The government must heed the call made by the parliamentary standing committee on energy to put a stop to corruption and mismanagement in the country’s energy sector.
It is long overdue for action to be taken against illegal gas connections.
Titas Gas officials estimate that there are over 250km of illegal gas pipelines and 200,000 illegal connections around Dhaka and Gazipur alone.
Such illegal connections are believed to use over 200 million cubic feet of gas each day, causing the government to daily lose several hundred crore taka.
Aside from causing corruption and revenue losses, not to mention the risk to public safety posed by irregular connections, their persistence causes huge harm to the country’s industrial sector.
Over 2,300 applications by business users have been pending since July 2009 for new gas connections and load expansions.
The government needs to take firm steps against illegal connections to ensure that new supplies can be provided to these industrial customers. The free for all manner in which illegal connections have been allowed to proliferate and steal precious resources is hugely damaging.

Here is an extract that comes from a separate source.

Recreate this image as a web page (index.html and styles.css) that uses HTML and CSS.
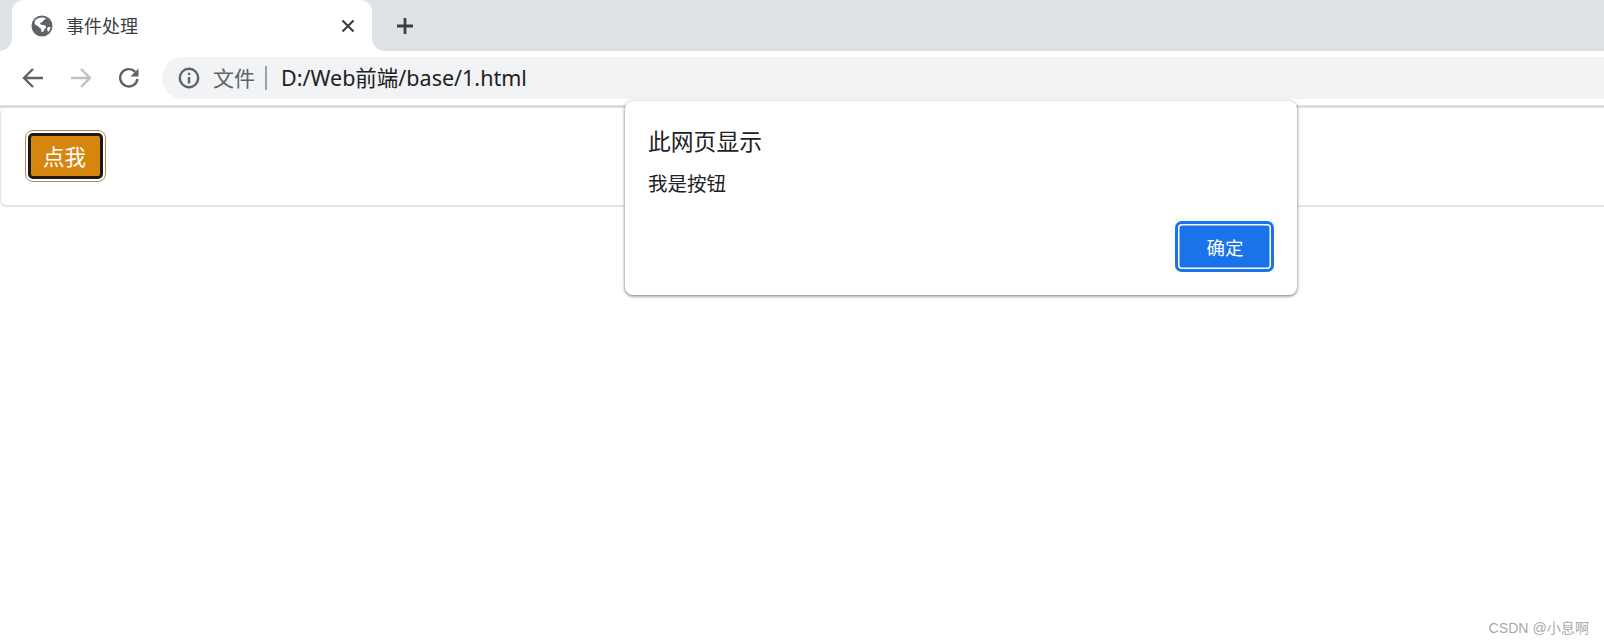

Priority must be given to guaranteeing supplies to industry and new entrepreneurs.
To maximise the benefits, the government should also ensure new gas connections are used to run power plants for on-site industrial units. New gas connections should not be given to companies simply to operate boilers, which can be readily fueled with furnace oil or diesel.
Captive power plants are the best use for an industrial gas connection as they not only provide power where it is needed, but help lessen demand on the electricity grid, and thereby reduce load shedding, which benefits everyone.
It is vital for the economy that illegal gas connections are stopped to help guarantee supplies to industrial consumers and prevent industrial growth stagnating.